This project is developed for PubMed author name disambiguation. The name ambiguity problem can be understood that tow authors with same (similar) name in different citation are often ambiguous to tell from. Name ambiguity problem is serious in PubMed, because there are nearly 10,000 namespaces (last name and firs initial, also known as blocks) with size over 1,000 in PubMed as of 2019. This problem not only hinders the communication of valuable discoveries produced by others in biomedical field, but also restricts many downstream researches or applications, such as author-centric bibliometric analysis and expert identification.

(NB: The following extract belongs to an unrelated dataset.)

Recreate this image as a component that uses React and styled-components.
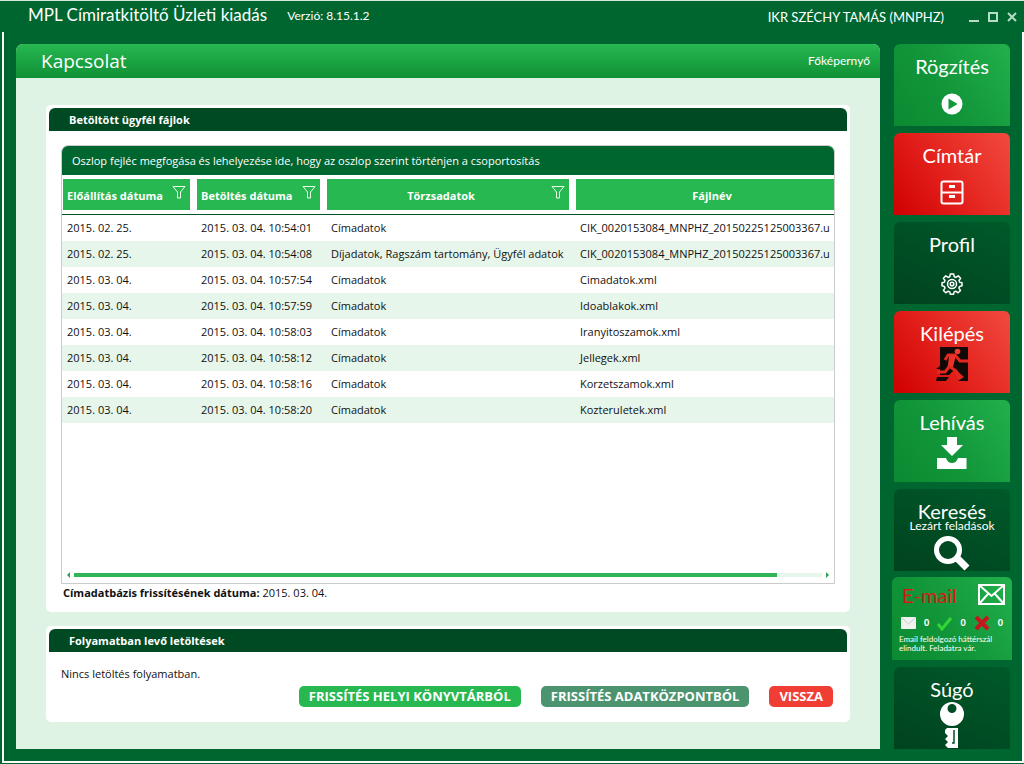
import styled, { createGlobalStyle, css } from "styled-components";

const GlobalStyle = createGlobalStyle`
  * {
    box-sizing: border-box;
  }
  body {
    margin: 0;
    background: #00662f;
    font-family: "Open Sans", "Noto Sans", sans-serif;
    font-size: 11px;
    line-height: 16px;
    color: #111;
  }
  h1, h2, p {
    margin: 0;
    font-weight: 400;
  }
  button {
    font: inherit;
    border: 0;
    padding: 0;
    background: none;
    color: inherit;
    cursor: pointer;
  }
`;

const rounded = `"Lato", sans-serif`;

const Window = styled.div`
  min-height: 100vh;
  display: flex;
  flex-direction: column;
  border-top: 1px solid #d5eadf;
  background: #00662f;
`;

const TitleBar = styled.header`
  height: 31px;
  padding: 0 6px 0 28px;
  display: flex;
  align-items: center;
  color: #fff;
  font-family: ${rounded};
`;

const AppName = styled.h1`
  font-size: 17px;
  line-height: 24px;
  padding-bottom: 4px;
`;

const Version = styled.span`
  margin-left: 20px;
  padding-bottom: 2px;
  font-size: 12px;
`;

const UserName = styled.span`
  margin-left: auto;
  font-size: 13px;
`;

const WindowButtons = styled.div`
  margin-left: 24px;
  display: flex;
  gap: 7px;
  svg {
    display: block;
  }
`;

const Frame = styled.div`
  flex: 1;
  display: flex;
  gap: 12px;
  margin: 0 0 1px 2px;
  padding: 12px 10px 12px 12px;
  border: 2px solid #fff;
  border-top: 0;
`;

const Page = styled.main`
  flex: 1;
  min-width: 0;
  display: flex;
  flex-direction: column;
  border-radius: 7px 7px 0 0;
  background: #dff3e4;
  overflow: hidden;
`;

const PageHeader = styled.header`
  height: 34px;
  padding: 0 10px 0 25px;
  display: flex;
  justify-content: space-between;
  align-items: center;
  background: linear-gradient(#27b851, #0f9035);
  color: #fff;
  h2 {
    font-size: 19px;
    font-weight: 500;
    line-height: 24px;
  }
  a {
    font-family: ${rounded};
    font-size: 12px;
    color: inherit;
    text-decoration: none;
  }
`;

const PageBody = styled.div`
  flex: 1;
  display: flex;
  flex-direction: column;
  gap: 14px;
  padding: 27px 30px;
`;

const Panel = styled.section`
  display: flex;
  flex-direction: column;
  padding: 3px;
  border-radius: 5px;
  background: #fff;
  ${(props) =>
    props.$grow &&
    css`
      flex: 1;
    `}
`;

const PanelTitle = styled.h2`
  height: 23px;
  padding: 0 20px;
  border-radius: 6px 6px 0 0;
  background: #004a23;
  color: #fff;
  font-size: 11px;
  font-weight: 700;
  line-height: 23px;
`;

const PanelBody = styled.div`
  flex: 1;
  display: flex;
  flex-direction: column;
  padding: 14px 12px 8px;
`;

const Grid = styled.div`
  flex: 1;
  display: flex;
  flex-direction: column;
  border: 1px solid #c9cccb;
  border-radius: 7px 7px 0 0;
  overflow: hidden;
`;

const GroupHint = styled.p`
  height: 29px;
  padding: 0 10px;
  background: #00662f;
  color: #fff;
  line-height: 29px;
`;

const TableScroll = styled.div`
  flex: 1;
  overflow: hidden;
`;

const Table = styled.table`
  width: 792px;
  table-layout: fixed;
  border-collapse: collapse;
  th {
    height: 39px;
    padding: 4px 6px 4px 0;
    border-bottom: 1px solid #00522a;
  }
  td {
    height: 26px;
    padding: 0 5px;
    white-space: nowrap;
  }
  tbody tr:nth-child(even) {
    background: #e6f6ea;
  }
`;

const HeadCell = styled.div`
  height: 31px;
  margin-left: 1px;
  padding: 0 4px;
  display: flex;
  align-items: center;
  background: #27b851;
  color: #fff;
  font-weight: 700;
  span {
    flex: 1;
    padding-top: 2px;
    text-align: ${(props) => (props.$center ? "center" : "left")};
  }
  svg {
    margin-bottom: 6px;
  }
`;

const ScrollBar = styled.div`
  height: 17px;
  padding: 0 4px;
  display: flex;
  align-items: center;
  gap: 4px;
`;

const Track = styled.div`
  flex: 1;
  height: 4px;
  background: #e6f6ea;
`;

const Thumb = styled.div`
  width: 94%;
  height: 4px;
  background: #2fb457;
`;

const UpdateDate = styled.p`
  padding: 1px 2px 0;
`;

const Actions = styled.div`
  display: flex;
  justify-content: flex-end;
  gap: 20px;
  margin: 4px 2px;
`;

const buttonColors = {
  green: "#27b851",
  muted: "#4c946f",
  red: "#f03e35",
};

const ActionButton = styled.button`
  && {
    height: 21px;
    padding: 0 10px;
    border-radius: 5px;
    background: ${(props) => buttonColors[props.$color]};
    color: #fff;
    font-size: 13px;
    font-weight: 700;
    line-height: 21px;
  }
`;

const SideBar = styled.nav`
  width: 120px;
  display: flex;
  flex-direction: column;
  gap: 7px;
`;

const tileColors = {
  green: "linear-gradient(55deg, #0b8a31, #12963a 45%, #22b04c)",
  red: "linear-gradient(55deg, #d00000, #e3211c 45%, #f14a40)",
  dark: "linear-gradient(25deg, #00421f, #005a2a)",
};

const Tile = styled.button`
  && {
    height: 82px;
    margin: 0 2px;
    padding-top: 12px;
    display: flex;
    flex-direction: column;
    align-items: center;
    border-radius: 6px 6px 0 0;
    background: ${(props) => tileColors[props.$color]};
    color: #fff;
    font-family: ${rounded};
    font-size: 20px;
    line-height: 20px;
  }
  small {
    font-size: 12px;
    line-height: 10px;
  }
  svg {
    display: block;
    margin-top: ${(props) => props.$iconGap}px;
  }
`;

const MailTile = styled.section`
  height: 83px;
  margin-top: -1px;
  padding: 5px 7px;
  border-radius: 6px 6px 0 0;
  background: ${tileColors.green};
  color: #fff;
  font-family: ${rounded};
  p {
    font-size: 8px;
    line-height: 9px;
  }
`;

const MailTop = styled.div`
  display: flex;
  justify-content: space-between;
  padding: 0 0 0 3px;
  h2 {
    color: #e01510;
    font-size: 20px;
    line-height: 26px;
  }
  svg {
    margin-top: 2px;
  }
`;

const MailCounts = styled.div`
  display: flex;
  align-items: center;
  justify-content: space-between;
  height: 20px;
  margin: 5px 2px 2px;
  font-size: 9px;
  font-weight: 900;
`;

const files = [
  ["2015. 02. 25.", "2015. 03. 04. 10:54:01", "Címadatok", "CIK_0020153084_MNPHZ_20150225125003367.u"],
  ["2015. 02. 25.", "2015. 03. 04. 10:54:08", "Díjadatok, Ragszám tartomány, Ügyfél adatok", "CIK_0020153084_MNPHZ_20150225125003367.u"],
  ["2015. 03. 04.", "2015. 03. 04. 10:57:54", "Címadatok", "Cimadatok.xml"],
  ["2015. 03. 04.", "2015. 03. 04. 10:57:59", "Címadatok", "Idoablakok.xml"],
  ["2015. 03. 04.", "2015. 03. 04. 10:58:03", "Címadatok", "Iranyitoszamok.xml"],
  ["2015. 03. 04.", "2015. 03. 04. 10:58:12", "Címadatok", "Jellegek.xml"],
  ["2015. 03. 04.", "2015. 03. 04. 10:58:16", "Címadatok", "Korzetszamok.xml"],
  ["2015. 03. 04.", "2015. 03. 04. 10:58:20", "Címadatok", "Kozteruletek.xml"],
];

const FilterIcon = () => (
  <svg width="14" height="14" viewBox="0 0 14 14" fill="none" stroke="#e9ffe9">
    <path d="M1 1.5h12L8.5 7v6h-3V7z" />
  </svg>
);

const PlayIcon = () => (
  <svg width="22" height="22" viewBox="0 0 22 22">
    <circle cx="11" cy="11" r="10.5" fill="#fff" />
    <path d="M7.5 5.5v11L16.5 11z" fill="#14963a" />
  </svg>
);

const DrawerIcon = () => (
  <svg width="24" height="25" viewBox="0 0 24 25" fill="none" stroke="#fff" strokeWidth="2">
    <rect x="1.5" y="1.5" width="21" height="22" rx="2" />
    <path d="M1.5 12.5h21" />
    <path d="M9 6.5h6M9 16.5h6" strokeWidth="3" />
  </svg>
);

const GearIcon = () => (
  <svg width="22" height="22" viewBox="0 0 22 22" fill="none" stroke="#fff" strokeWidth="1.5">
    <path
      strokeLinejoin="round"
      d="M9.3 1h3.4l.5 2.7 1.7.7 2.3-1.6 2.4 2.4-1.6 2.3.7 1.7 2.3.5v3.1l-2.4.6-.7 1.7 1.6 2.3-2.4 2.4-2.3-1.6-1.7.7-.5 2.3H9.3l-.5-2.3-1.7-.7-2.3 1.6-2.4-2.4L4 15.1l-.7-1.7L1 12.8V9.7l2.3-.5.7-1.7-1.6-2.3 2.4-2.4 2.3 1.6 1.7-.7z"
    />
    <circle cx="11" cy="11" r="4.5" />
    <circle cx="11" cy="11" r="1.8" />
  </svg>
);

const ExitIcon = () => (
  <svg width="34" height="36" viewBox="0 0 34 36">
    <path d="M5 1h28v34H23l6-4-9-8-6 6H5v-6H1l4-3z" fill="#120805" />
    <path d="M2 31h12l-3 4H1z" fill="#120805" />
    <circle cx="22.5" cy="5.5" r="2.8" fill="#ef3c32" />
    <path
      d="M10 14l3-5h7l5 6h8M19 10l-5 10 7 5 4 8M14 21l-4 5H2"
      fill="none"
      stroke="#e5281f"
      strokeWidth="3"
      strokeLinejoin="round"
    />
    <path d="M14 9h7l-3 12-5-1z" fill="#e9332a" />
  </svg>
);

const DownloadIcon = () => (
  <svg width="30" height="32" viewBox="0 0 30 32" fill="#fff">
    <path d="M10 0h10v8h6L15 19 4 8h6z" />
    <path d="M0 21h9c1 3 3 5 6 5s5-2 6-5h8.5v11H0z" />
  </svg>
);

const SearchIcon = () => (
  <svg width="38" height="35" viewBox="0 0 38 35" fill="none" stroke="#fff">
    <circle cx="15" cy="14" r="11.5" strokeWidth="5" />
    <path d="M24 22l10 10" strokeWidth="7" />
  </svg>
);

const KeyIcon = () => (
  <svg width="26" height="46" viewBox="0 0 26 46" fill="#fff">
    <path
      fillRule="evenodd"
      d="M13 0a12 12 0 1 1 0 24a12 12 0 1 1 0-24zm0 2a4.500 4.500 0 1 0 0 9a4.500 4.500 0 1 0 0-9z"
    />
    <path d="M8 26h11v20H9l-3-3 3-3-3-3 3-3-3-3v-3z" />
    <path d="M15 28v13h-2" fill="none" stroke="#005026" strokeWidth="1.5" />
  </svg>
);

const EnvelopeIcon = () => (
  <svg width="27" height="21" viewBox="0 0 27 21" fill="none" stroke="#fff" strokeWidth="2">
    <path d="M1 1h25v19H1zM1 1l12.500 11L26 1M1 20l9-10M26 20l-9-10" />
  </svg>
);

const SmallMailIcon = () => (
  <svg width="15" height="12" viewBox="0 0 15 12">
    <rect width="15" height="12" rx="1" fill="#f1f1f1" />
    <path d="M1 1l6.500 6L14 1" fill="none" stroke="#c5cdc8" />
  </svg>
);

const CheckIcon = () => (
  <svg width="15" height="15" viewBox="0 0 15 15">
    <path d="M1 8l4 5L14 2" fill="none" stroke="#35d435" strokeWidth="3" />
  </svg>
);

const CrossIcon = () => (
  <svg width="16" height="16" viewBox="0 0 16 16">
    <path d="M2 2l12 12M14 2L2 14" stroke="#c4161c" strokeWidth="4" />
  </svg>
);

const ArrowIcon = ({ flip }) => (
  <svg width="4" height="6" viewBox="0 0 4 6" fill="#2fa257">
    <path d={flip ? "M0 0v6l3-3z" : "M4 0v6L1 3z"} />
  </svg>
);

function WindowControls() {
  return (
    <WindowButtons>
      <button aria-label="Kis méret">
        <svg width="12" height="12" viewBox="0 0 12 12">
          <path d="M1 10h10" stroke="#b5dcc4" strokeWidth="2" />
        </svg>
      </button>
      <button aria-label="Teljes méret">
        <svg width="12" height="12" viewBox="0 0 12 12">
          <path d="M2 2h8v8H2z" fill="none" stroke="#b5dcc4" strokeWidth="2" />
        </svg>
      </button>
      <button aria-label="Bezárás">
        <svg width="12" height="12" viewBox="0 0 12 12">
          <path d="M2 2l8 8M10 2l-8 8" stroke="#b5dcc4" strokeWidth="2" />
        </svg>
      </button>
    </WindowButtons>
  );
}

function FileTable() {
  return (
    <Grid>
      <GroupHint>
        Oszlop fejléc megfogása és lehelyezése ide, hogy az oszlop szerint történjen a csoportosítás
      </GroupHint>
      <TableScroll>
        <Table>
          <colgroup>
            <col width="134" />
            <col width="130" />
            <col width="249" />
            <col />
          </colgroup>
          <thead>
            <tr>
              <th>
                <HeadCell>
                  <span>Előállítás dátuma</span>
                  <FilterIcon />
                </HeadCell>
              </th>
              <th>
                <HeadCell>
                  <span>Betöltés dátuma</span>
                  <FilterIcon />
                </HeadCell>
              </th>
              <th>
                <HeadCell $center>
                  <span>Törzsadatok</span>
                  <FilterIcon />
                </HeadCell>
              </th>
              <th>
                <HeadCell $center>
                  <span>Fájlnév</span>
                </HeadCell>
              </th>
            </tr>
          </thead>
          <tbody>
            {files.map((row) => (
              <tr key={row[1]}>
                {row.map((cell, i) => (
                  <td key={i}>{cell}</td>
                ))}
              </tr>
            ))}
          </tbody>
        </Table>
      </TableScroll>
      <ScrollBar>
        <ArrowIcon />
        <Track>
          <Thumb />
        </Track>
        <ArrowIcon flip />
      </ScrollBar>
    </Grid>
  );
}

function MailStatus() {
  return (
    <MailTile>
      <MailTop>
        <h2>E-mail</h2>
        <EnvelopeIcon />
      </MailTop>
      <MailCounts>
        <SmallMailIcon />
        <span>0</span>
        <CheckIcon />
        <span>0</span>
        <CrossIcon />
        <span>0</span>
      </MailCounts>
      <p>Email feldolgozó háttérszál elindult. Feladatra vár.</p>
    </MailTile>
  );
}

export default function App() {
  return (
    <Window>
      <GlobalStyle />
      <TitleBar>
        <AppName>MPL Címiratkitöltő Üzleti kiadás</AppName>
        <Version>Verzió: 8.15.1.2</Version>
        <UserName>IKR SZÉCHY TAMÁS (MNPHZ)</UserName>
        <WindowControls />
      </TitleBar>
      <Frame>
        <Page>
          <PageHeader>
            <h2>Kapcsolat</h2>
            <a href="#home">Főképernyő</a>
          </PageHeader>
          <PageBody>
            <Panel $grow>
              <PanelTitle>Betöltött ügyfél fájlok</PanelTitle>
              <PanelBody>
                <FileTable />
                <UpdateDate>
                  <b>Címadatbázis frissítésének dátuma:</b> 2015. 03. 04.
                </UpdateDate>
              </PanelBody>
            </Panel>
            <Panel>
              <PanelTitle>Folyamatban levő letöltések</PanelTitle>
              <PanelBody>
                <p>Nincs letöltés folyamatban.</p>
                <Actions>
                  <ActionButton $color="green">FRISSÍTÉS HELYI KÖNYVTÁRBÓL</ActionButton>
                  <ActionButton $color="muted">FRISSÍTÉS ADATKÖZPONTBÓL</ActionButton>
                  <ActionButton $color="red">VISSZA</ActionButton>
                </Actions>
              </PanelBody>
            </Panel>
          </PageBody>
        </Page>
        <SideBar>
          <Tile $color="green" $iconGap={17}>
            Rögzítés
            <PlayIcon />
          </Tile>
          <Tile $color="red" $iconGap={15}>
            Címtár
            <DrawerIcon />
          </Tile>
          <Tile $color="dark" $iconGap={19}>
            Profil
            <GearIcon />
          </Tile>
          <Tile $color="red" $iconGap={3}>
            Kilépés
            <ExitIcon />
          </Tile>
          <Tile $color="green" $iconGap={5}>
            Lehívás
            <DownloadIcon />
          </Tile>
          <Tile $color="dark" $iconGap={5}>
            Keresés
            <small>Lezárt feladások</small>
            <SearchIcon />
          </Tile>
          <MailStatus />
          <Tile $color="dark" $iconGap={3}>
            Súgó
            <KeyIcon />
          </Tile>
        </SideBar>
      </Frame>
    </Window>
  );
}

The project is mainly implemented by Python 3.6, we used following packages.
- scipy, numpy, pandas, sklearn,
- clickhouse-driver==0.2.0
- geograpy3==0.1.24
- jaro-winkler==2.0.0
- python-Levenshtein==0.12.0
- nltk==3.5
The Python module can extracted most features in use, and develop disambiguation model using machine learning models, while for some features, extracting them from raw input has already implemented by other language, such as Java. Thus, to integrate these features, "Dependency-Feature" is a Java-based module, which can extract these dependent features. Note that "maui" in this folder, is a keyword-generation tool. "tc2011" can extract Journal Descriptors and Semantic Types for each PubMed citation. Besides, this module also detect geographic fields from author affiliation using NER technique, provided by "stanford-corenlp" (see dependencies in pom.xml).
The "database" folder contains a bunch of sql scripts, their names are self-explainable. These scripts aim to associate additional metadata from external databases for the gold standard datasets, thus, some steps including "database linkages", "metadata extraction", "author profile building" are implemented here.
The "resources" folder contains necessary resources during developing this project. The two validation datasets did not contain any other metadata apart from the author names, positions. To obtain more discriminative information, we developed a program to crawl from PubMed official site. The XML format citations for the datasets are included in "gs-dataset-articles" and "song-dataset-articles".